Comparisons: Girl, Interrupted

“Girl, Interrupted” is the 1993 memoir by American author Susanna Kaysen. The title comes from the 1658 painting created by Johannes Vermeer called Girl Interrupted at Her Music – the author visits the painting at the Frick Collection in New York several times in the book. The text was adapted into a psychological drama film in 1999 that was directed by James Mangold, and starred Winona Ryder, Angelina Jolie and Clea DuVall.

girl book

The book is an account from Susanna Kaysen about her time spent in McLean Hospital after being diagnosed with depression and borderline personality disorder at the age of eighteen.
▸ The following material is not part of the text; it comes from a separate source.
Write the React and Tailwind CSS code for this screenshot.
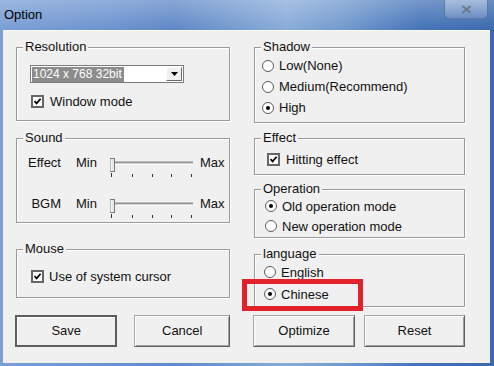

The author is very aware of the stigma attached to mental hospitals, especially in a group of young women: “Though we were cut off from the world and all the trouble we enjoyed stirring up out there, we were also cut off fro the demands and expectations that had driven us crazy… In a strange way we were free.”

The book doesn’t have a chronological story, but follows different ideas and themes until Susanna’s time in the hospital ends: the other patients in the ward, their conditions and mannerisms, the author’s diagnosis and what it felt like to inhabit this new parallel universe. “But I wasn’t simply going nuts, tumbling down a shaft into Wonderland. It was my misfortune – or salvation – to be at all times perfectly conscious of my misperceptions of reality… This clarity made me able to behave normally, which posed some interesting questions. Was everybody seeing this stuff and acting as though they weren’t? Was insanity just a matter of dropping the act?”

Kaysen doesn’t fully address the significance of the Vermeer painting until the very end when she discusses the series of events that lead to her being hospitalized. As a high school student, her initial interpretation of Girl Interrupted at Her Music is very different than when she returned, years later after she was released from McLean. “Interrupted at her music: as my life had been, interrupted in the music of being seventeen, as her life had been, snatched and fixed on canvas.”

girl

There was so much added to the movie adaptation that I don’t think it’s fair to compare the two at all: patients refusing to take medication, a confrontation with the wife of an affair partner, and breaking out of the hospital are several of the embellished pieces that change the tone entirely. Kaysen has publicly stated that the director added “melodramatic drivel” to the original story. The Vermeer painting, and its significance for the author and her personal growth, was never mentioned.

The beginning of the movie actually did a good job capturing the chaotic, nonlinear narrative structure of Kaysen’s memoir, but once her character had been admitted to the hospital, the screenwriters created an artificial story arc that leads viewers up to a climactic event that was actually only mentioned in passing. “I just feel like I didn’t even write this book,” Kaysen said in a 2018 interview about the 1999 movie, “It just has nothing to do with me anymore… It has become something else, and it doesn’t belong to me. I shouldn’t have any commentary on it anymore.”

Although Kaysen was just a young woman documenting her observations and experiences in a mental hospital, her candid memoir was one of the first that was really upfront and unapologetic about mental health, therapy and hospitalization. Julie Grau, who acquired Kaysen’s manuscript as a young editor at Turtle Bay Books, said, “Susanna’s memoir spawned many Girl, Interrupted–type memoirs of young women grappling with mental illness in various forms.”